According to the banker, for every one dollar Vietnam owes in debt, it
owes another 1.25 dollars in accrued interest and non payment
penalties.
Creditors involved in the deal, which was presented by Vietnam last
May, have three options.
The first two involve swapping old debt for new 30-year Brady bonds,
named after former US Treasury Secretary Nicholas Brady who devised
the instrument to help restructure Mexico's massive external debt in
the early 1980s.
Under one scheme, investors would receive new bonds of equivalent
value to their current debt, but bearing a fixed interest rate at well
below market levels, and are only partially collateralised.
In the second option, creditors will receive 50 cents worth of new
bonds for every dollar of old.

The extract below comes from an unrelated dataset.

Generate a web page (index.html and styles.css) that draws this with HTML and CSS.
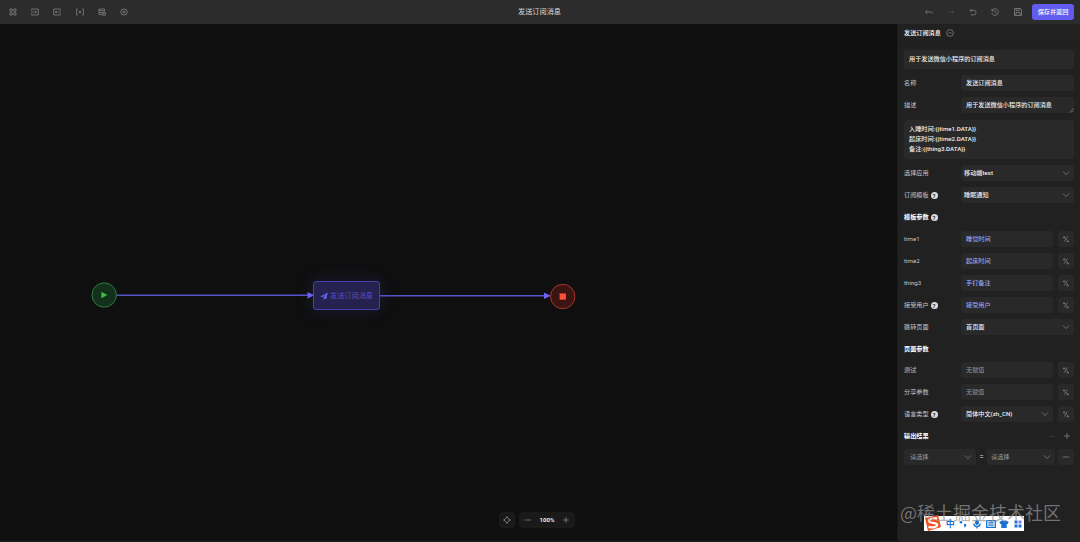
FILE: index.html
```html
<!DOCTYPE html>
<html lang="zh-CN">
<head>
    <meta charset="UTF-8">
    <meta name="viewport" content="width=device-width, initial-scale=1.0">
    <title>发送订阅消息</title>
    <link rel="stylesheet" href="styles.css">
</head>
<body>
    <!-- shared icons -->
    <svg class="defs" width="0" height="0">
        <symbol id="down" viewBox="0 0 8 8"><path d="M1 2.5 4 5.5 7 2.5"/></symbol>
        <symbol id="formula" viewBox="0 0 8 8"><path d="M1 2.4h2.200M2.100 1.300v2.200M5.300 1.500 2.300 6.500M4.500 4.200l2.200 2.500H4.200"/></symbol>
        <symbol id="plus" viewBox="0 0 8 8"><path d="M4 1v6M1 4h6"/></symbol>
        <symbol id="minus" viewBox="0 0 8 8"><path d="M.8 4h6.4"/></symbol>
    </svg>

    <header class="topbar">
        <div class="tools">
            <svg viewBox="0 0 8 8"><path d="M1 1h2.2v2.2H1zM4.8 1H7v2.2H4.8zM1 4.8h2.2V7H1zM4.8 4.8H7V7H4.8z"/></svg>
            <svg viewBox="0 0 8 8"><path d="M.7 2.5V1h6.6v6H.7V5.5M0 4h2.5M3.5 2.8l2 2.4M5.5 2.8l-2 2.4"/></svg>
            <svg viewBox="0 0 8 8"><path d="M7.3 2.5V1H.7v6h6.6V5.5M5.2 4H8M2.2 2.8l2 2.4M4.2 2.8l-2 2.4"/></svg>
            <svg viewBox="0 0 8 8"><path d="M1.7.9H.6v6.2h1.1M6.3.9h1.1v6.2H6.3M2.8 2.7l2.4 2.6M5.2 2.7 2.8 5.3"/></svg>
            <svg viewBox="0 0 8 8"><path d="M3.6 6.5H1V1h5.5v2.3M1 2.7h5.5M1 4.6h3M4.4 4.4h2.9v2.9H4.4zM5 5.8h1.6"/></svg>
            <svg viewBox="0 0 8 8"><path d="M4 .7 5 1.5l1.3-.2.3 1.3.9 1.4-.9 1.4-.3 1.3L5 6.500l-1 .8-1-.8-1.300.2-.3-1.300L.5 4l.9-1.400.3-1.300 1.300.2z"/><circle cx="4" cy="4" r="1.1"/></svg>
        </div>
        <h1 class="title">发送订阅消息</h1>
        <div class="actions">
            <svg viewBox="0 0 8 8"><path d="M2.300 2.200.5 4l1.800 1.600M.5 4h5.800q1.200 0 1.200 1.400"/></svg>
            <svg class="dim" viewBox="0 0 8 8"><path d="M1.800 4h5M5 2.500 6.800 4 5 5.500"/></svg>
            <svg viewBox="0 0 8 8"><path d="M2.5.8 1 2.300l1.500 1.500M1 2.300h3.800a2.300 2.300 0 0 1 0 4.600H1.500"/></svg>
            <svg viewBox="0 0 8 8"><path d="M.9 1v1.800h1.800M1 2.700A3.300 3.300 0 1 1 .8 4.800M4 2.200v2l1.500 1"/></svg>
            <svg viewBox="0 0 8 8"><path d="M.5.5h6l1 1v6h-7zM2.200.5v2h3v-2M2 7.500v-3h4v3"/></svg>
            <button class="save">保存并返回</button>
        </div>
    </header>

    <main class="workspace">
        <section class="canvas">
            <svg class="flow" viewBox="0 0 897 518">
                <path class="edge" d="M117 271.3h192M379 271.8h167"/>
                <path class="arrow" d="M307.5 268l7 3.3-7 3.3zM544 268.5l7 3.3-7 3.3z"/>
                <circle class="start" cx="104.2" cy="271" r="12.2"/>
                <path class="play" d="M101.3 267.8v6.4l6.2-3.2z"/>
                <circle class="end" cx="562.7" cy="272.5" r="12.2"/>
                <path class="stop" d="M559.6 269.4h6.3v6.3h-6.3z"/>
            </svg>
            <div class="node">
                <svg viewBox="0 0 8 8"><path d="M7.8.5.3 4.4l2 .8 4-3.3-3 3.8v2l1.2-1.3 1.7.8z"/></svg>
                发送订阅消息
            </div>
            <div class="zoombar">
                <button class="zoom-box fit"><svg viewBox="0 0 8 8"><path d="M4 1 7 4 4 7 1 4zM4 0v2.4M4 5.6V8M0 4h2.4M5.6 4H8"/></svg></button>
                <div class="zoom-box">
                    <svg><use href="#minus"/></svg>
                    <b>100%</b>
                    <svg><use href="#plus"/></svg>
                </div>
            </div>
        </section>

        <aside class="panel">
            <div class="panel-title">发送订阅消息 <svg viewBox="0 0 8 8"><circle cx="4" cy="4" r="3.4"/><path d="M2.4 4.6 4 3.3l1.6 1.3"/></svg></div>
            <div class="field intro">用于发送微信小程序的订阅消息</div>
            <div class="row"><label>名称</label><div class="field">发送订阅消息</div></div>
            <div class="row"><label>描述</label><div class="field area">用于发送微信小程序的订阅消息<svg class="grip" viewBox="0 0 5 5"><path d="M.5 4.5l4-4M2.8 4.5l1.7-1.7"/></svg></div></div>
            <div class="field template">入睡时间:{{time1.DATA}}<br>起床时间:{{time2.DATA}}<br>备注:{{thing3.DATA}}</div>
            <div class="row"><label>选择应用</label><div class="field select">移动端test<svg><use href="#down"/></svg></div></div>
            <div class="row"><label>订阅模板<i class="help">?</i></label><div class="field select">睡眠通知<svg><use href="#down"/></svg></div></div>
            <div class="row"><h2>模板参数<i class="help">?</i></h2></div>
            <div class="row"><label>time1</label><div class="field var">睡觉时间</div><button class="fx"><svg><use href="#formula"/></svg></button></div>
            <div class="row"><label>time2</label><div class="field var">起床时间</div><button class="fx"><svg><use href="#formula"/></svg></button></div>
            <div class="row"><label>thing3</label><div class="field var">手打备注</div><button class="fx"><svg><use href="#formula"/></svg></button></div>
            <div class="row"><label>接受用户<i class="help">?</i></label><div class="field var">接受用户</div><button class="fx"><svg><use href="#formula"/></svg></button></div>
            <div class="row"><label>跳转页面</label><div class="field select page">首页面<svg><use href="#down"/></svg></div></div>
            <div class="row group"><h2>页面参数</h2></div>
            <div class="row"><label>测试</label><div class="field empty">无赋值</div><button class="fx"><svg><use href="#formula"/></svg></button></div>
            <div class="row"><label>分享参数</label><div class="field empty">无赋值</div><button class="fx"><svg><use href="#formula"/></svg></button></div>
            <div class="row"><label>语言类型<i class="help">?</i></label><div class="field select page">简体中文(zh_CN)<svg><use href="#down"/></svg></div><button class="fx"><svg><use href="#formula"/></svg></button></div>
            <div class="row"><h2>输出结果</h2><span class="more">···</span><svg class="add"><use href="#plus"/></svg></div>
            <div class="row result">
                <div class="field select empty from">请选择<svg><use href="#down"/></svg></div>
                <span class="eq">=</span>
                <div class="field select empty to">请选择<svg><use href="#down"/></svg></div>
                <button class="fx"><svg><use href="#minus"/></svg></button>
            </div>
        </aside>
    </main>

    <!-- floating input method bar -->
    <div class="ime">
        <svg class="sogou" viewBox="0 0 18 18"><path class="tile" d="M1 4 14 1l3 12-13 4z"/><path class="curve" d="M13.2 4.6C9 3.6 4.5 5 5 7.4c.5 2.2 8 .5 8.2 3.3.2 2.4-4.7 3.3-8.7 2.2"/></svg>
        <span>中</span>
        <svg viewBox="0 0 10 10"><circle cx="3" cy="3.2" r="1.3"/><path d="M6 5h2.2v2L6.7 8.5H6l.7-1.5H6z"/></svg>
        <svg viewBox="0 0 10 10"><rect x="3.2" y=".5" width="3.6" height="5.5" rx="1.8"/><path class="line" d="M1.800 4.500C1.800 8.500 8.200 8.500 8.200 4.500M5 7.500V9.500"/></svg>
        <svg viewBox="0 0 10 10"><path class="line" d="M.7 1.700h8.600v6.600H.7zM2.300 3.900h5.400M2.300 6.200h5.400"/></svg>
        <svg viewBox="0 0 10 10"><path d="M3.300 1.200Q5 2.700 6.700 1.200L9.700 3 8.500 5.200 7.700 4.800V9H2.300V4.800l-.8.4L.3 3z"/></svg>
        <svg viewBox="0 0 10 10"><path d="M1.500 1.500H4.500v3H1.500zM1.500 5.500H4.500v3H1.500zM5.500 5.500H8.500v3H5.500z"/><path class="pale" d="M5.500 1.500H8.500v3H5.500z"/></svg>
    </div>
    <div class="watermark">@稀土掘金技术社区</div>
</body>
</html>
```
FILE: styles.css
```css
* {
    box-sizing: border-box;
}
body {
    margin: 0;
    height: 542px;
    display: flex;
    flex-direction: column;
    overflow: hidden;
    background: #0f0f0f;
    color: #e6e6e6;
    font-family: Roboto, "Noto Sans CJK SC", sans-serif;
    font-size: 6.15px;
    line-height: 10px;
}
svg {
    width: 8px;
    height: 8px;
    flex: none;
    fill: none;
    stroke: #8c8c8c;
    stroke-width: 0.7;
}
button {
    border: 0;
    padding: 0;
    font: inherit;
    display: flex;
    align-items: center;
    justify-content: center;
}
.defs {
    position: absolute;
    width: 0;
    height: 0;
}

/* top bar */
.topbar {
    height: 24px;
    flex: none;
    display: grid;
    grid-template-columns: 1fr auto 1fr;
    align-items: center;
    background: #2c2c2c;
    padding: 0 6px 0 9px;
}
.tools {
    display: flex;
    gap: 14.2px;
}
.title {
    margin: 0 4px 0 0;
    font-size: 7.15px;
    font-weight: 400;
    color: #ddd;
}
.actions {
    display: flex;
    justify-content: flex-end;
    align-items: center;
    gap: 14.3px;
}
.actions .dim {
    opacity: 0.4;
}
.save {
    width: 42px;
    height: 16px;
    margin-left: -4px;
    border-radius: 3px;
    background: #615ced;
    color: #fff;
    font-weight: 500;
}

.workspace {
    flex: 1;
    display: flex;
    min-height: 0;
}

/* flow canvas */
.canvas {
    position: relative;
    width: 897px;
    flex: none;
    border-bottom: 1px solid #14201f;
}
.flow {
    display: block;
    width: 897px;
    height: 518px;
    stroke: none;
}
.edge {
    stroke: #5751cc;
    stroke-width: 1.5;
}
.arrow {
    fill: #6963f0;
}
.start {
    fill: #12301a;
    stroke: #2f7a3c;
    stroke-width: 1;
}
.play {
    fill: #43b64c;
}
.end {
    fill: #3a1512;
    stroke: #a8352c;
    stroke-width: 1;
}
.stop {
    fill: #ff4f35;
}
.node {
    position: absolute;
    left: 313px;
    top: 257px;
    width: 67px;
    height: 29px;
    display: flex;
    align-items: center;
    justify-content: center;
    gap: 2px;
    border: 1px solid #4640a8;
    border-radius: 3px;
    background: #25224f;
    box-shadow: 0 0 18px rgba(88, 80, 220, 0.2);
    color: #564fc8;
    font-size: 7.15px;
}
.node svg {
    fill: #6963f0;
    stroke: none;
}
.zoombar {
    position: absolute;
    left: 499px;
    top: 488px;
    display: flex;
    gap: 4px;
}
.zoom-box {
    width: 56px;
    height: 16px;
    display: flex;
    align-items: center;
    justify-content: space-between;
    padding: 0 5px;
    border-radius: 4px;
    background: #1a1a1a;
}
.zoom-box.fit {
    width: 16px;
    padding: 0;
    justify-content: center;
}
.zoom-box b {
    font-weight: 700;
}

/* settings panel */
.panel {
    width: 183px;
    padding: 0 6px 0 7px;
    background: #212121;
    border-left: 1px solid #191919;
}
.panel-title {
    height: 19.5px;
    margin: 0 -6px 6px -7px;
    padding: 0 6px;
    display: flex;
    align-items: center;
    gap: 5px;
    border-bottom: 1px solid #1d1d1d;
    color: #fff;
    font-weight: 500;
}
.row {
    height: 22.05px;
    display: flex;
    align-items: center;
    margin-left: -1px;
}
.row label {
    width: 57px;
    flex: none;
    color: #c4c4c4;
}
.row h2 {
    margin: 0;
    flex: 1;
    font-size: 6.15px;
    font-weight: 700;
    color: #fff;
}
.row label,
.row h2 {
    display: flex;
    align-items: center;
    gap: 2px;
}
.row.group {
    margin-bottom: -1.3px;
}
.help {
    width: 7px;
    height: 7px;
    border-radius: 50%;
    background: #ddd;
    color: #222;
    font-size: 6px;
    font-style: normal;
    font-weight: 700;
    line-height: 7px;
    text-align: center;
}
.field {
    flex: 1;
    height: 16px;
    display: flex;
    align-items: center;
    padding: 0 5px;
    border-radius: 3px;
    background: #292929;
    color: #eee;
    font-weight: 500;
}
.intro {
    height: 19px;
    margin: 0 0 3.5px -1px;
}
.area {
    position: relative;
}
.grip {
    position: absolute;
    right: 0;
    bottom: 0;
    width: 5px;
    height: 5px;
}
.template {
    display: block;
    height: 39px;
    margin: 3.5px 0 3.5px -1px;
    padding: 4px 5px;
}
.select {
    justify-content: space-between;
    padding: 0 4px 0 3px;
}
.select.page {
    padding: 0 4px 0 5px;
}
.var {
    color: #98a2ea;
}
.empty {
    color: #999;
    font-weight: 400;
}
.fx {
    width: 16px;
    height: 16px;
    margin-left: 5px;
    border-radius: 3px;
    background: #292929;
}
.more {
    margin-right: 9px;
    color: #aaa;
}
.add {
    margin-right: 3px;
}
.row.result {
    margin-top: -1px;
}
.result .from {
    flex: none;
    width: 72px;
    padding-left: 6px;
}
.eq {
    width: 11px;
    text-align: center;
    font-size: 7.5px;
}
.result .to {
    padding-left: 4px;
}
.result .fx {
    margin-left: 3px;
}

/* input method bar */
.ime {
    position: absolute;
    left: 924px;
    top: 516px;
    width: 100px;
    height: 15px;
    display: flex;
    align-items: center;
    gap: 3.7px;
    background: #fff;
    color: #1672d4;
    font-size: 9px;
    font-weight: 700;
}
.ime svg {
    width: 10px;
    height: 10px;
    fill: #1672d4;
    stroke: none;
}
.ime .line {
    fill: none;
    stroke: #1672d4;
    stroke-width: 1.3;
}
.ime .pale {
    fill: #8e7bf0;
}
.ime .sogou {
    width: 18px;
    height: 18px;
    margin-top: -2px;
}
.ime .tile {
    fill: #f0501e;
}
.ime .curve {
    fill: none;
    stroke: #fff;
    stroke-width: 2.2;
}
.watermark {
    position: absolute;
    left: 900px;
    top: 500px;
    color: rgba(150, 150, 150, 0.7);
    font-family: "Noto Sans CJK SC", sans-serif;
    font-size: 18px;
    line-height: 24px;
    white-space: nowrap;
}
```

But the new bonds would carry a
variable interest rate tied to market levels.
Both sets of "Brady Bonds" are backed by US Treasury bonds which the
State Bank of Vietnam will purchase with funds borrowed from the World
Bank, the Asian Development Bank, and other bilateral donor agencies.
The cost to Vietnam will be between 50 and 60 million dollars.

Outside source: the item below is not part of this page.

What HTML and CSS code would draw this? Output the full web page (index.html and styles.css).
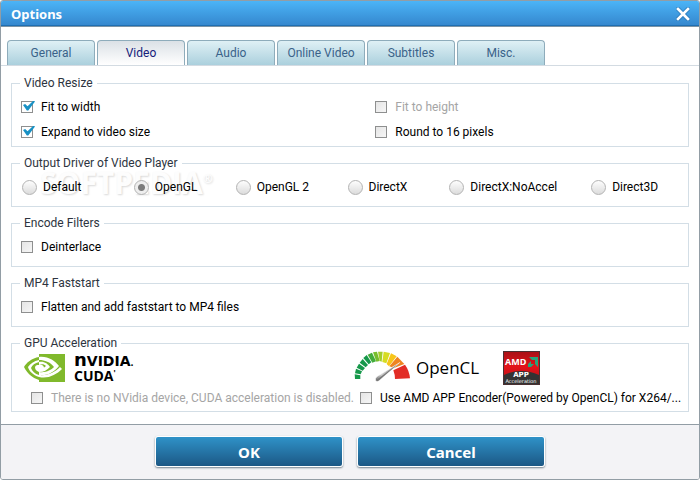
FILE: index.html
```html
<!DOCTYPE html>
<html lang="en">
<head>
<meta charset="utf-8">
<title>Options</title>
<link rel="stylesheet" href="styles.css">
</head>
<body>
<form class="window">
  <header class="titlebar">
    <h1>Options</h1>
    <button type="button" class="close" aria-label="Close">
      <svg width="14" height="14" viewBox="0 0 14 14"><path d="M2 2 12 12M12 2 2 12" stroke="#2469a4" stroke-width="4.6" stroke-linecap="square" opacity=".45"/><path d="M2 2 12 12M12 2 2 12" stroke="#fff" stroke-width="2.6" stroke-linecap="square"/></svg>
    </button>
  </header>
  <nav class="tabs">
    <button type="button" class="tab">General</button>
    <button type="button" class="tab active">Video</button>
    <button type="button" class="tab">Audio</button>
    <button type="button" class="tab">Online Video</button>
    <button type="button" class="tab">Subtitles</button>
    <button type="button" class="tab">Misc.</button>
  </nav>
  <main class="panel">
    <fieldset>
      <legend>Video Resize</legend>
      <div class="resize-grid">
        <label class="check"><input type="checkbox" checked>Fit to width</label>
        <label class="check disabled"><input type="checkbox" disabled>Fit to height</label>
        <label class="check"><input type="checkbox" checked>Expand to video size</label>
        <label class="check"><input type="checkbox">Round to 16 pixels</label>
      </div>
    </fieldset>
    <fieldset class="drivers">
      <legend>Output Driver of Video Player</legend>
      <span class="watermark" aria-hidden="true">SOFTPEDIA<sup>®</sup></span>
      <div class="driver-grid">
        <label class="radio"><input type="radio" name="driver">Default</label>
        <label class="radio"><input type="radio" name="driver" checked>OpenGL</label>
        <label class="radio"><input type="radio" name="driver">OpenGL 2</label>
        <label class="radio"><input type="radio" name="driver">DirectX</label>
        <label class="radio"><input type="radio" name="driver">DirectX:NoAccel</label>
        <label class="radio"><input type="radio" name="driver">Direct3D</label>
      </div>
    </fieldset>
    <fieldset>
      <legend>Encode Filters</legend>
      <div class="single"><label class="check"><input type="checkbox">Deinterlace</label></div>
    </fieldset>
    <fieldset>
      <legend>MP4 Faststart</legend>
      <div class="single"><label class="check"><input type="checkbox">Flatten and add faststart to MP4 files</label></div>
    </fieldset>
    <fieldset>
      <legend>GPU Acceleration</legend>
      <div class="gpu-grid">
        <div class="gpu nvidia">
          <div class="logos">
            <svg width="112" height="32" viewBox="0 0 112 32" role="img" aria-label="NVIDIA CUDA">
              <path d="M15 3H41V31H15Z" fill="#80b92c"/>
              <path d="M15 6C8 7 2 12 0 16C3 22 8 27 15 29V26C9 24 5 20 4 16C6 13 10 10 15 9Z" fill="#80b92c"/>
              <path d="M15 11C11 12 8 14 7 17C8 20 11 23 15 24V21C12 20 11 18 11 16C12 14 13 14 15 14Z" fill="#80b92c"/>
              <path d="M15 6C24 5 31 10 35 15C30 21 24 25 15 24V21C22 22 27 19 30 16C26 11 21 9 15 9Z" fill="#fff"/>
              <path d="M15 11C20 10 24 13 26 16C23 19 20 21 15 21L15 18C18 18 20 17 22 15C20 13 18 13 15 14Z" fill="#fff"/>
              <path d="M15 26C24 28 32 24 38 18L36 16C31 21 24 25 15 24Z" fill="#fff"/>
              <path d="M15 14C18 13 20 15 20 17C18 19 17 19 15 18Z" fill="#fff"/>
              <text class="nv" x="50" y="15"><tspan class="nv-n">n</tspan>VIDIA<tspan class="tiny">.</tspan></text>
              <text class="cuda" x="50" y="30">CUDA<tspan class="tiny" dy="-5">'</tspan></text>
            </svg>
          </div>
          <label class="check disabled"><input type="checkbox" disabled>There is no NVidia device, CUDA acceleration is disabled.</label>
        </div>
        <div class="gpu amd">
          <div class="logos">
            <svg width="57" height="32" viewBox="12 53 171 96" aria-hidden="true">
              <defs>
                <linearGradient id="needle" x1="0" y1="1" x2="1" y2="0"><stop offset="0" stop-color="#666"/><stop offset=".3" stop-color="#ccc"/><stop offset="1" stop-color="#888"/></linearGradient>
              </defs>
              <g fill="#16984a">
                <path d="M15 137 14 123 31 126 31 137Z"/><path d="M15 120 18 106 36 114 32 123Z"/>
                <path d="M20 103 27 91 45 104 38 112Z"/><path d="M29 88 38 77 54 95 47 102Z"/>
                <path d="M40 74 50 65 64 87 56 93Z"/>
              </g>
              <path d="M53 64 66 58 78 84 67 88Z" fill="#43ac3b"/>
              <path d="M69 57 81 55 89 83 79 85Z" fill="#78be2d"/>
              <path d="M84 55 98 55 95 85 89 83Z" fill="#a3cc2c"/>
              <path d="M101 55 120 59 109 90 97 86Z" fill="#d6dc23"/>
              <path d="M123 60 140 69 117 99 110 92Z" fill="#f7c519"/>
              <path d="M142 70 163 92 132 104 118 99Z" fill="#ef8421"/>
              <path d="M165 94Q178 112 180 135L135 137Q135 124 130 111Z" fill="#e22d26"/>
              <path d="M149 88 90 140Q81 148 76 141 75 134 82 129Z" fill="url(#needle)" stroke="#fff" stroke-width="2"/>
              <path d="M148 89 88 140Q82 145 78 141Z" fill="#777"/>
            </svg>
            <span class="opencl">OpenCL</span>
            <svg width="37" height="34" viewBox="0 0 37 34" role="img" aria-label="AMD APP Acceleration">
              <defs><linearGradient id="red" x1="0" y1="0" x2="0" y2="1"><stop offset="0" stop-color="#a91116"/><stop offset=".45" stop-color="#e3131a"/><stop offset="1" stop-color="#b30f14"/></linearGradient></defs>
              <rect width="37" height="34" fill="#4a3032"/>
              <rect x="1" y="1" width="35" height="32" fill="url(#red)"/>
              <path d="M1 33V24Q18 16 36 24V33Z" fill="#333"/>
              <text class="amd-name" x="2" y="14">AMD</text>
              <path d="M26 6H35V16L32 13V9H29ZM28 10V13H31L28 16H25V13Z" fill="#24a77c"/>
              <text class="amd-app" x="18" y="26" text-anchor="middle">APP</text>
              <text class="amd-acc" x="18" y="32" text-anchor="middle">Acceleration</text>
            </svg>
          </div>
          <label class="check"><input type="checkbox">Use AMD APP Encoder(Powered by OpenCL) for X264/...</label>
        </div>
      </div>
    </fieldset>
  </main>
  <footer class="actions">
    <button type="button" class="action">OK</button>
    <button type="button" class="action">Cancel</button>
  </footer>
</form>
</body>
</html>
```
FILE: styles.css
```css
* { box-sizing: border-box; }
body {
  margin: 0;
  background: #fff;
  color: #000;
  font: 12px/16px Roboto, "Open Sans", sans-serif;
}
button, input { font: inherit; margin: 0; }
.window {
  display: flex;
  flex-direction: column;
  min-height: 100vh;
  border: 1px solid #929da5;
  border-radius: 3px;
  overflow: hidden;
}
.titlebar {
  display: flex;
  align-items: center;
  justify-content: space-between;
  height: 26px;
  padding: 0 9px 0 10px;
  background: linear-gradient(#4bb4f7, #3486cd);
  border-bottom: 1px solid #7c94a6;
  box-shadow: inset 0 -1px #1f6fb2;
}
.titlebar h1 {
  margin: 0;
  color: #fff;
  font: bold 13px/24px "Noto Sans", sans-serif;
}
.close {
  display: flex;
  padding: 0;
  border: 0;
  background: none;
}
.tabs {
  display: flex;
  gap: 2px;
  padding: 13px 6px 0;
  border-bottom: 1px solid #d3dbe2;
}
.tab {
  width: 88px;
  height: 25px;
  padding: 0;
  border: 1px solid #8eacbb;
  border-bottom: 0;
  border-radius: 4px 4px 0 0;
  background: linear-gradient(#dff0f5, #abd0dd);
  color: #3a6289;
}
.tab.active {
  background: linear-gradient(#dbe1e6, #fff);
  color: #15207a;
}
.panel {
  display: flex;
  flex: 1;
  flex-direction: column;
  gap: 8px;
  padding: 9px 10px 12px;
}
fieldset {
  min-width: 0;
  margin: 0;
  padding: 0 9px;
  border: 1px solid #d3dee6;
}
legend {
  margin-left: -1px;
  padding: 0 4px;
  color: #2d3440;
}
.check, .radio {
  display: flex;
  align-items: center;
  white-space: nowrap;
}
.check { gap: 8px; height: 25px; }
.radio { gap: 6px; height: 16px; }
.disabled { color: #a5a5a5; }
.check input {
  appearance: none;
  flex: none;
  width: 12px;
  height: 12px;
  border: 1px solid #8e8f8f;
  background: linear-gradient(135deg, #e5e5e5, #f6f6f6);
  position: relative;
}
.check input:checked { background: #fff; }
.check input:checked::after {
  content: "";
  position: absolute;
  left: 1px;
  top: -1px;
  width: 12px;
  height: 10px;
  background: #1991c4;
  clip-path: polygon(0 45%, 18% 34%, 38% 58%, 88% 0, 100% 10%, 44% 100%, 32% 100%);
}
.radio input {
  appearance: none;
  flex: none;
  width: 15px;
  height: 15px;
  border: 1px solid #b3b3b3;
  border-radius: 50%;
  background: linear-gradient(#fdfdfd, #dcdcdc);
}
.radio input:checked {
  background: radial-gradient(circle, #7c7c7c 3px, #eee 4px);
}
.resize-grid {
  display: grid;
  grid-template-columns: 7fr 6fr;
  padding: 3px 0 2px;
}
.drivers { position: relative; }
.driver-grid {
  display: grid;
  position: relative;
  grid-template-columns: 112fr 102fr 112fr 102fr 142fr 88fr;
  padding: 8px 0 11px 1px;
}
.watermark {
  position: absolute;
  left: 28px;
  top: -6px;
  color: #fdfdfd;
  font: bold 30px/36px "Open Sans", sans-serif;
  text-shadow: 1px 1px 2px #d9d9d9;
}
.watermark sup { font-size: 12px; line-height: 0; }
.single { padding: 3px 0 7px; }
.gpu-grid {
  display: grid;
  grid-template-columns: 1fr 1fr;
  height: 60px;
}
.gpu { min-width: 0; }
.logos { display: flex; height: 34px; }
.nvidia .logos { padding-left: 3px; }
.nvidia .check { padding-left: 10px; }
.amd .logos { padding-left: 4px; }
.amd .check { padding-left: 10px; }
.opencl {
  margin: 0 24px 0 5px;
  font: 500 17px/34px "Open Sans", sans-serif;
}
.nv { font: bold 14px "DejaVu Sans", sans-serif; }
.nv-n { font-size: 18px; }
.cuda { font: bold 14px "Open Sans", sans-serif; }
.tiny { font-size: 8px; }
.amd-name { font: bold 9px "Open Sans", sans-serif; fill: #fff; }
.amd-app { font: bold 7px "DejaVu Sans", sans-serif; fill: #fff; }
.amd-acc { font: 5px "DejaVu Sans", sans-serif; fill: #fff; }
.actions {
  display: flex;
  justify-content: center;
  gap: 14px;
  padding: 11px 0 12px;
  border-top: 1px solid #929da5;
  background: #f3f3f6;
}
.action {
  width: 188px;
  height: 31px;
  padding: 0;
  border: 1px solid #fff;
  border-radius: 3px;
  background: linear-gradient(#2f92c8, #1c5885);
  box-shadow: 0 1px 2px #71808c;
  color: #fff;
  font: bold 15px/20px "Noto Sans", sans-serif;
}
```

The third option involves a direct cash buy back for debt, in which
creditors would receive about 40 cents on the dollar immediately.
Vietnam must also pay a "goodwill interest payment" in June, that will
cost between 5 million and 10 million dollars.
With the debt restructuring deal complete, Vietnam will finally be
free to tap international capital markets, which have been effectively
closed to it since 1975.
Vietnam was assigned a Ba3 international credit rating by Moody's
Investors Service Inc and Standard and Poor's Inc last month, paving
the way for it to float its first bond issue at the end of 1997.
A Ba3 rating is below investment grade, which means institutional
investors are prohibited from buying the bonds, noted one other
foreign bank advising the Ministry of Finance.
According to another foreign banker, Merrill Lynch and Co. and Nomura
Securities have been chosen to underwrite the benchmark issue to be
floated by the Ministry of Finance, which is expected to raise about
150 million dollars with a five year maturity.